Lassen Sie mich das an zwei Beispielen verdeutlichen:

a) Seite 43: Nach mittlerweile 11 Jahren Hartz IV-Gesetzgebung/SGB II (2006 bis Datenbasis 2016) es als Erfolg zu verkaufen, dass die Zahl der Menschen, die diese Leistungen erhalten, von etwas mehr als 84.000 (2006) auf ca. 67.000 (2016) gesunken ist – da braucht man schon viel Phantasie. Genau hier müsste in einem ehrlichen Sozialreport viel tiefer geschaut werden – wer ist davon seit wie vielen Jahren im Langzeitbezug? Wie viele Personen davon haben aufstockende Leistungen, sprich: können nicht von ihrem Einkommen auskömmlich leben? Wie viele arbeiten knapp über der Mindestlohngrenze? Der Anteil derjenigen steigt kontinuierlich. Und vielleicht positiv gesehen – wer ist durch welche Maßnahmen aus diesem Kreislauf herausgekommen? An diesen guten Beispielen wäre gemeinsam mit der Arbeitsagentur und dem Jobcenter anzusetzen. Angebracht wäre auch, die Zielvereinbarung der Trägerversammlung mit dem Jobcenter aufzunehmen – was wurde davon umgesetzt und was nicht, wo gilt es, nachzusteuern?

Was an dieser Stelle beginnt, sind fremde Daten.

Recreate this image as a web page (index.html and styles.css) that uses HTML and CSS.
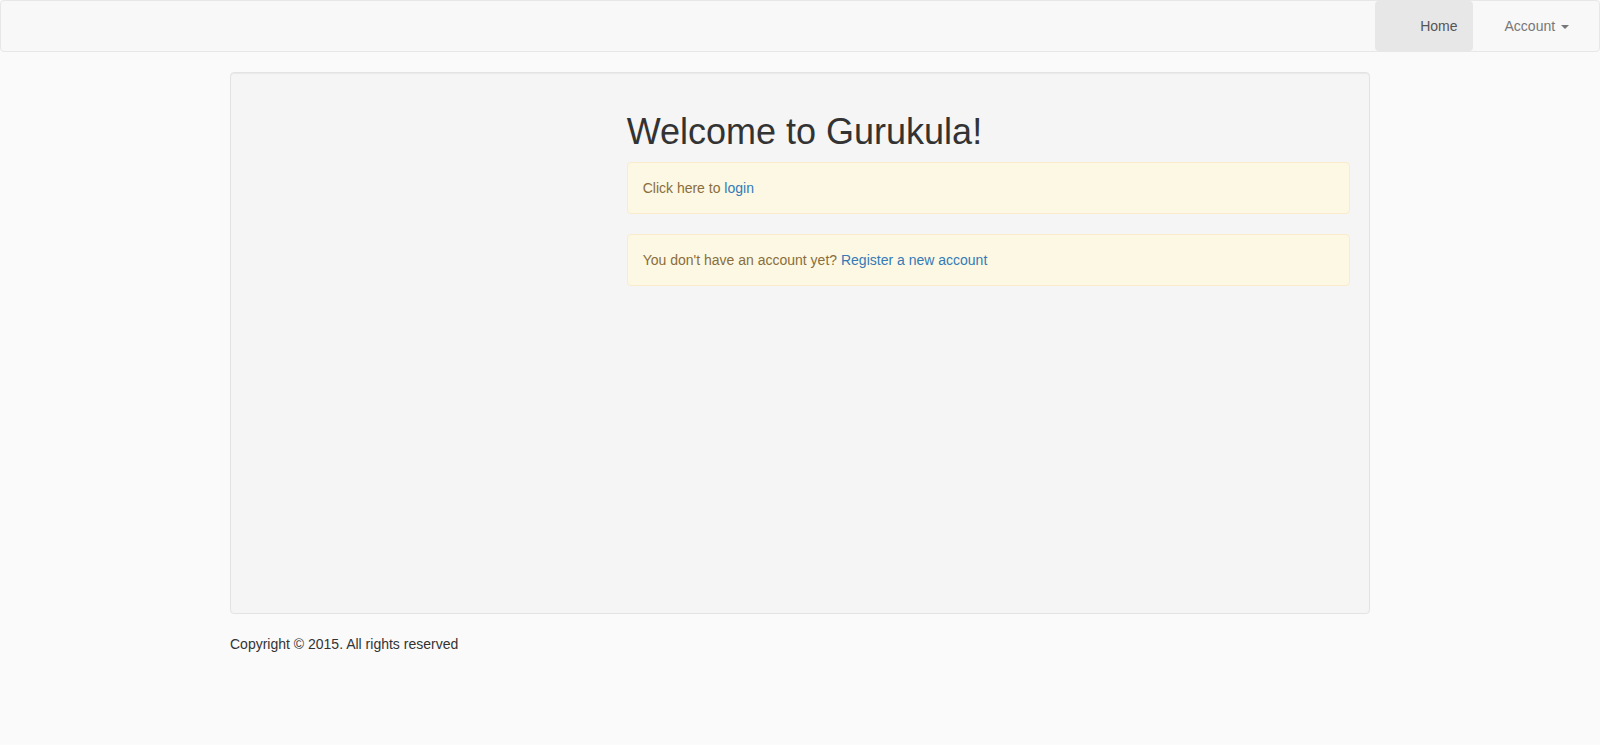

b) Wir haben in Leipzig nach wie vor eine Armutsproblematik bzw. „Geringe-Einkommens-Problematik“.

Ich zitiere (S. 38): „Das durchschnittliche Einkommen der einkommensschwächsten 20 Prozent hat sich im Jahr 2016 gegenüber dem Vorjahr geringfügig verringert, während sich das durchschnittliche Einkommen der einkommensstärksten 20 Prozent erhöht hat.“

Die Schere geht also weiter auseinander, trotz verbesserter Wirtschaftssituation. Hier muss man sich doch Gedanken machen und nach Instrumenten und Ansätzen der Gegensteuerung suchen. Wo finde ich diese im Sozialreport? Ein Verweis auf entsprechende Handlungskonzepte der Stadt Leipzig wäre sicher auch ein Schritt nach vorn – beides vermisst DIE LINKE.

Folgewirkungen spüren wir seit Jahren – siehe beispielsweise die kontinuierlich steigenden Ausgaben für die Hilfen zur Erziehung – die familiären Erziehungsprobleme stehen doch eindeutig mit Langzeitarbeitslosigkeit und Niedrigeinkommen im Zusammenhang. Seit Jahren diskutieren wir die gleichen Entwicklungen und streiten uns um den Haushalt und Nachtragshaushalt. Nur eben von Jahr zu Jahr um einen immer größeren Betrag sozialer Leistungen.

Ich weiß, Herr Bürgermeister Fabian, dass Sie nichts mit Absicht verschleiern oder Informationen weglassen – aber eigentlich müsste ein fundierter Bericht viel mehr in die Tiefe gehen und Wege, wenn nicht sogar Maßnahmen aufzeigen. Ob das die benannten zwei Beispiele sind oder die noch nicht von mir benannten Entwicklungen im Bereich der Pflegeversicherung, der Altersarmut oder der Teilhabe behinderter Menschen.

Bei letzterem (Seite 82 f.) fällt man sogar hinter den kürzlich beschlossenen Teilhabeplan der Stadt Leipzig zurück, indem hauptsächlich auf Menschen mit Schwerbehinderung bzw. diejenigen, die einen entsprechenden Ausweis besitzen, eingegangen wird sowie die reinen Leistungen der Eingliederungshilfe. Hier wäre doch eine Verbindung zum Kapitel „Familie, Jugend, Bildung“ (S. 53 f.) sinnvoll sowie eine zusammenhängende Interpretation der Entwicklungen, z. B. wenn es um die stetig steigende Zahl von Schulassistenzen (in Sozialhilfe und Jugendhilfe) geht.

Hier wird eine große Chance vertan! Wir finden, es ist eine defensive Strategie, wenn Verwaltung lediglich Statistiken vorlegt und diese nicht in ein Handlungsprogramm umsetzt. Hier muss die Verwaltung gemeinsam mit der Politik Verantwortung übernehmen.

Die AG, die den Sozialreport erarbeitet, nennt sich AG Sozialberichterstattung. Und Sozialberichterstattung nimmt laut Definition des Deutschen Vereins für öffentliche und private Fürsorge die Handlungs- und Zielperspektive immer mit auf – sonst ist es keine Sozialberichterstattung, sondern ein reines Statistisches Jahrbuch mit dem Schwerpunkt „Soziale Leistungen“. Hier bestehen noch eine Menge Handlungsoptionen.

Rede zur Vorlage VI-Ifo-05029 "Sozialreport 2017".